パウロが言ったこの恵みの教理は、命懸けだったんです。命を懸けた教理なんです。それ程混ぜ物が入ってはならないものです。この律法学者達のように、律法ではこう言っていると言いながら、もう1方の律法を守らないんです。こうやって、混ぜ物が入るみ言葉なんて、何の力もないです。イエスの前に連れて来られた女の人が何を見るんですか?神の絶対的な裁きですよ。絶対逃れられない神の裁きの前に、あの姦淫の現場の女は、どうしても動けないんです。この、イエス・キリストだけが罪を赦す権威を持って、そして、罪のない者が彼女を殺せと言った時、全員去ったんです。イエス・キリストだけが残ったんです。何故?わたしこそ罪を赦すもの、絶対的な力という宣言をしてるんです。もし、イエス・キリストも罪を犯しているなら、自分も去った事でしょう。ここに残ったのは、罪のない唯一の方。わたしは聖く、人を裁く立場にいるものだっていう事の、圧倒的な『エゴエイミー』なんです。『わたしが』です。全能者だ、全知全能の創造主の、神の神、わたしこそが唯一の神が、わたしに罪があろうはずが無い。という宣言をしてるんです。あなた方が訴える者ではなく、わたしが罪に定める、罪を裁くものだ。女は動けないですよ。絶対的な審判者なんです。絶対的に罪と対立する、この方の前に行った時には、この女のような状態です。誰も動けない、誰も弁明できない。誰も言い訳ができないんです。
「しょうがないですよ、性格だから。感情が沸き上がったから。」この言い訳は審判前では弁明にならない。この女を見てください。何も言えないんです。『絶対者』なんです。この神の前に出たら、誰でも被造物はこうなるんです。誰でも、です。天軍天使でさえ、神の前では震え慄くんです。神と被造物の差が、どれだけ明らかになるのか。神と被造物の差がこんなにすごいんです。なのに、私達は神の前で、平気で軽々しい言動をするんです。この律法学者達の様に、です。
50年前のアメリカは、本当に宣教する国でした。そして、5人の宣教師がエクアドルに行って、殉教した話は、50年前のアメリカの新聞に出たんです。彼らの共通点があります。5人とも1流大学を出ている。5人ともとても家庭が良かった。5人とも全員結婚して、妻が居て子供が居たんです。そして彼らは無残に体を切り刻まれて、ただ殺されたんではなく、手足がバラバラにされる惨い拷問の末に死んだんです。これがアメリカの新聞に出たんです。そして彼らは当然、その当時エクアドルが、原住民がキリスト教どころか、偶像礼拝しているところですから、キリスト教が入っていける状態じゃないから、当然家族からの反対も受けたんです。でも、彼らはこう言ったんです。「永遠なるものの為には、永遠でないものを捨てることは愚かではない。」と言ったんです。そして、彼らが死んで、奥さん達は悲しんだけれども、2年後、5人の奥さん達は子供連れて全員エクアドルに入ったんです。

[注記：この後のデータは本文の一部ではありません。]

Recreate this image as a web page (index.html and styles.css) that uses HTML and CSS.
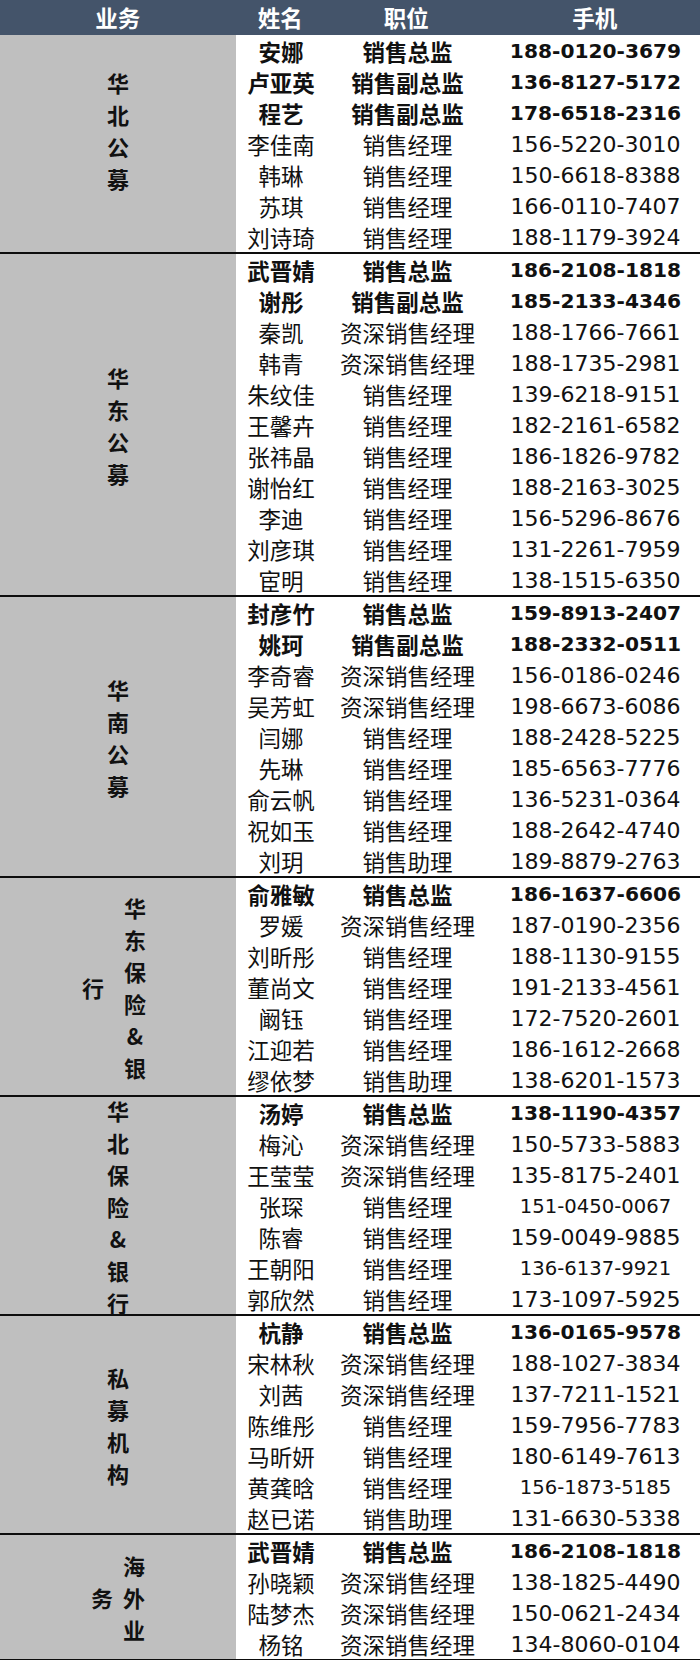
FILE: index.html
```html
<!DOCTYPE html>
<html lang="zh-CN">
<head>
<meta charset="utf-8">
<title>业务联系表</title>
<link rel="stylesheet" href="styles.css">
</head>
<body>
<div class="sheet">
  <div class="head">
    <div class="c-biz">业务</div>
    <div class="c-name">姓名</div>
    <div class="c-pos">职位</div>
    <div class="c-tel">手机</div>
  </div>

  <div class="sec">
    <div class="biz raise"><div class="col"><span>华</span><span>北</span><span>公</span><span>募</span></div></div>
    <div class="rows">
      <div class="row b"><div class="c-name">安娜</div><div class="c-pos">销售总监</div><div class="c-tel">188-0120-3679</div></div>
      <div class="row b"><div class="c-name">卢亚英</div><div class="c-pos">销售副总监</div><div class="c-tel">136-8127-5172</div></div>
      <div class="row b"><div class="c-name">程艺</div><div class="c-pos">销售副总监</div><div class="c-tel">178-6518-2316</div></div>
      <div class="row"><div class="c-name">李佳南</div><div class="c-pos">销售经理</div><div class="c-tel">156-5220-3010</div></div>
      <div class="row"><div class="c-name">韩琳</div><div class="c-pos">销售经理</div><div class="c-tel">150-6618-8388</div></div>
      <div class="row"><div class="c-name">苏琪</div><div class="c-pos">销售经理</div><div class="c-tel">166-0110-7407</div></div>
      <div class="row"><div class="c-name">刘诗琦</div><div class="c-pos">销售经理</div><div class="c-tel">188-1179-3924</div></div>
    </div>
  </div>

  <div class="sec">
    <div class="biz"><div class="col"><span>华</span><span>东</span><span>公</span><span>募</span></div></div>
    <div class="rows">
      <div class="row b"><div class="c-name">武晋婧</div><div class="c-pos">销售总监</div><div class="c-tel">186-2108-1818</div></div>
      <div class="row b"><div class="c-name">谢彤</div><div class="c-pos">销售副总监</div><div class="c-tel">185-2133-4346</div></div>
      <div class="row"><div class="c-name">秦凯</div><div class="c-pos">资深销售经理</div><div class="c-tel">188-1766-7661</div></div>
      <div class="row"><div class="c-name">韩青</div><div class="c-pos">资深销售经理</div><div class="c-tel">188-1735-2981</div></div>
      <div class="row"><div class="c-name">朱纹佳</div><div class="c-pos">销售经理</div><div class="c-tel">139-6218-9151</div></div>
      <div class="row"><div class="c-name">王馨卉</div><div class="c-pos">销售经理</div><div class="c-tel">182-2161-6582</div></div>
      <div class="row"><div class="c-name">张祎晶</div><div class="c-pos">销售经理</div><div class="c-tel">186-1826-9782</div></div>
      <div class="row"><div class="c-name">谢怡红</div><div class="c-pos">销售经理</div><div class="c-tel">188-2163-3025</div></div>
      <div class="row"><div class="c-name">李迪</div><div class="c-pos">销售经理</div><div class="c-tel">156-5296-8676</div></div>
      <div class="row"><div class="c-name">刘彦琪</div><div class="c-pos">销售经理</div><div class="c-tel">131-2261-7959</div></div>
      <div class="row"><div class="c-name">宦明</div><div class="c-pos">销售经理</div><div class="c-tel">138-1515-6350</div></div>
    </div>
  </div>

  <div class="sec">
    <div class="biz"><div class="col"><span>华</span><span>南</span><span>公</span><span>募</span></div></div>
    <div class="rows">
      <div class="row b"><div class="c-name">封彦竹</div><div class="c-pos">销售总监</div><div class="c-tel">159-8913-2407</div></div>
      <div class="row b"><div class="c-name">姚珂</div><div class="c-pos">销售副总监</div><div class="c-tel">188-2332-0511</div></div>
      <div class="row"><div class="c-name">李奇睿</div><div class="c-pos">资深销售经理</div><div class="c-tel">156-0186-0246</div></div>
      <div class="row"><div class="c-name">吴芳虹</div><div class="c-pos">资深销售经理</div><div class="c-tel">198-6673-6086</div></div>
      <div class="row"><div class="c-name">闫娜</div><div class="c-pos">销售经理</div><div class="c-tel">188-2428-5225</div></div>
      <div class="row"><div class="c-name">先琳</div><div class="c-pos">销售经理</div><div class="c-tel">185-6563-7776</div></div>
      <div class="row"><div class="c-name">俞云帆</div><div class="c-pos">销售经理</div><div class="c-tel">136-5231-0364</div></div>
      <div class="row"><div class="c-name">祝如玉</div><div class="c-pos">销售经理</div><div class="c-tel">188-2642-4740</div></div>
      <div class="row"><div class="c-name">刘玥</div><div class="c-pos">销售助理</div><div class="c-tel">189-8879-2763</div></div>
    </div>
  </div>

  <div class="sec">
    <div class="biz wide"><div class="col"><span>行</span></div><div class="col"><span>华</span><span>东</span><span>保</span><span>险</span><span>&amp;</span><span>银</span></div></div>
    <div class="rows">
      <div class="row b"><div class="c-name">俞雅敏</div><div class="c-pos">销售总监</div><div class="c-tel">186-1637-6606</div></div>
      <div class="row"><div class="c-name">罗媛</div><div class="c-pos">资深销售经理</div><div class="c-tel">187-0190-2356</div></div>
      <div class="row"><div class="c-name">刘昕彤</div><div class="c-pos">销售经理</div><div class="c-tel">188-1130-9155</div></div>
      <div class="row"><div class="c-name">董尚文</div><div class="c-pos">销售经理</div><div class="c-tel">191-2133-4561</div></div>
      <div class="row"><div class="c-name">阚钰</div><div class="c-pos">销售经理</div><div class="c-tel">172-7520-2601</div></div>
      <div class="row"><div class="c-name">江迎若</div><div class="c-pos">销售经理</div><div class="c-tel">186-1612-2668</div></div>
      <div class="row"><div class="c-name">缪依梦</div><div class="c-pos">销售助理</div><div class="c-tel">138-6201-1573</div></div>
    </div>
  </div>

  <div class="sec">
    <div class="biz"><div class="col"><span>华</span><span>北</span><span>保</span><span>险</span><span>&amp;</span><span>银</span><span>行</span></div></div>
    <div class="rows">
      <div class="row b"><div class="c-name">汤婷</div><div class="c-pos">销售总监</div><div class="c-tel">138-1190-4357</div></div>
      <div class="row"><div class="c-name">梅沁</div><div class="c-pos">资深销售经理</div><div class="c-tel">150-5733-5883</div></div>
      <div class="row"><div class="c-name">王莹莹</div><div class="c-pos">资深销售经理</div><div class="c-tel">135-8175-2401</div></div>
      <div class="row"><div class="c-name">张琛</div><div class="c-pos">销售经理</div><div class="c-tel sm">151-0450-0067</div></div>
      <div class="row"><div class="c-name">陈睿</div><div class="c-pos">销售经理</div><div class="c-tel">159-0049-9885</div></div>
      <div class="row"><div class="c-name">王朝阳</div><div class="c-pos">销售经理</div><div class="c-tel sm">136-6137-9921</div></div>
      <div class="row"><div class="c-name">郭欣然</div><div class="c-pos">销售经理</div><div class="c-tel">173-1097-5925</div></div>
    </div>
  </div>

  <div class="sec">
    <div class="biz"><div class="col"><span>私</span><span>募</span><span>机</span><span>构</span></div></div>
    <div class="rows">
      <div class="row b"><div class="c-name">杭静</div><div class="c-pos">销售总监</div><div class="c-tel">136-0165-9578</div></div>
      <div class="row"><div class="c-name">宋林秋</div><div class="c-pos">资深销售经理</div><div class="c-tel">188-1027-3834</div></div>
      <div class="row"><div class="c-name">刘茜</div><div class="c-pos">资深销售经理</div><div class="c-tel">137-7211-1521</div></div>
      <div class="row"><div class="c-name">陈维彤</div><div class="c-pos">销售经理</div><div class="c-tel">159-7956-7783</div></div>
      <div class="row"><div class="c-name">马昕妍</div><div class="c-pos">销售经理</div><div class="c-tel">180-6149-7613</div></div>
      <div class="row"><div class="c-name">黄龚晗</div><div class="c-pos">销售经理</div><div class="c-tel sm">156-1873-5185</div></div>
      <div class="row"><div class="c-name">赵已诺</div><div class="c-pos">销售助理</div><div class="c-tel">131-6630-5338</div></div>
    </div>
  </div>

  <div class="sec">
    <div class="biz"><div class="col"><span>务</span></div><div class="col"><span>海</span><span>外</span><span>业</span></div></div>
    <div class="rows">
      <div class="row b"><div class="c-name">武晋婧</div><div class="c-pos">销售总监</div><div class="c-tel">186-2108-1818</div></div>
      <div class="row"><div class="c-name">孙晓颖</div><div class="c-pos">资深销售经理</div><div class="c-tel">138-1825-4490</div></div>
      <div class="row"><div class="c-name">陆梦杰</div><div class="c-pos">资深销售经理</div><div class="c-tel">150-0621-2434</div></div>
      <div class="row"><div class="c-name">杨铭</div><div class="c-pos">资深销售经理</div><div class="c-tel">134-8060-0104</div></div>
    </div>
  </div>
</div>
</body>
</html>
```
FILE: styles.css
```css
html, body {
  margin: 0;
  padding: 0;
  background: #ffffff;
}

.sheet {
  width: 700px;
  font-family: "Noto Sans CJK SC", "Noto Sans", sans-serif;
  font-size: 22.5px;
  color: #111;
}

.head {
  display: flex;
  height: 35px;
  background: #44546a;
  color: #ffffff;
  font-weight: 700;
  line-height: 35px;
}

.c-biz {
  width: 236px;
  text-align: center;
}

.c-name {
  width: 90px;
  text-align: center;
  white-space: nowrap;
}

.c-pos {
  width: 163px;
  text-align: center;
  white-space: nowrap;
}

.c-tel {
  width: 211px;
  text-align: center;
  white-space: nowrap;
}

.head .c-tel {
  padding-left: 2px;
}

.row .c-tel {
  font-family: "DejaVu Sans", sans-serif;
  font-size: 22px;
  padding-left: 2px;
  box-sizing: border-box;
}

.row.b .c-tel {
  font-size: 20.2px;
}

.row .c-tel.sm {
  font-size: 19.6px;
}

.sec {
  display: flex;
  border-bottom: 2px solid #0d0d0d;
}

.biz {
  width: 236px;
  flex: none;
  contain: size;
  background: #bfbfbf;
  display: flex;
  justify-content: center;
  align-items: center;
  gap: 10px;
  font-weight: 700;
  font-size: 22px;
}

.biz.raise {
  padding-bottom: 28px;
  box-sizing: border-box;
}

.biz.wide {
  gap: 20px;
  padding-right: 8px;
  box-sizing: border-box;
}

.col {
  display: flex;
  flex-direction: column;
  align-items: center;
  line-height: 32px;
}

.rows {
  display: flex;
  flex-direction: column;
}

.row {
  display: flex;
  height: 31px;
  line-height: 31px;
  padding-top: 1px;
  box-sizing: border-box;
}

.row.b {
  font-weight: 700;
}
```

今、色んな教会がエクアドルに入って、キリスト教的なクリスチャンが、たくさん生まれてきていますけど、50年前には、そういう国だったんです。50年前に宣教師達はこういう目に合ってるんです。身体をバラバラにされ、そして奥さん達は恐れることなく、子供達の手を引いてエクアドルに入って行ったんです。
彼らはこう言ったんです、最後に。「イエスから貰ったものを、私がエクアドルの原住民に返すべきだ。」彼らが行った理由は、生きがいの為でも、興奮でも、感傷的な事でも、何か犠牲精神や正しい事をしたかったからでもなく、私が赦されたなら、彼らも赦されるべきだ、です。これが本当の神への愛、そして隣人愛です。私達クリスチャンは自分の分量を超え、格好いい理想を掲げて生きるものではなく、生活の中で、罪が赦された、神の恵みと愛を感謝して、喜んで生きるものです。環境が厳しいからと、悲しんでうつむいてはいけません。イエス様から、自責の念で離れてはいけません。唯一私達の罪を赦すことができ、救ってくれる主なのです。アーメン。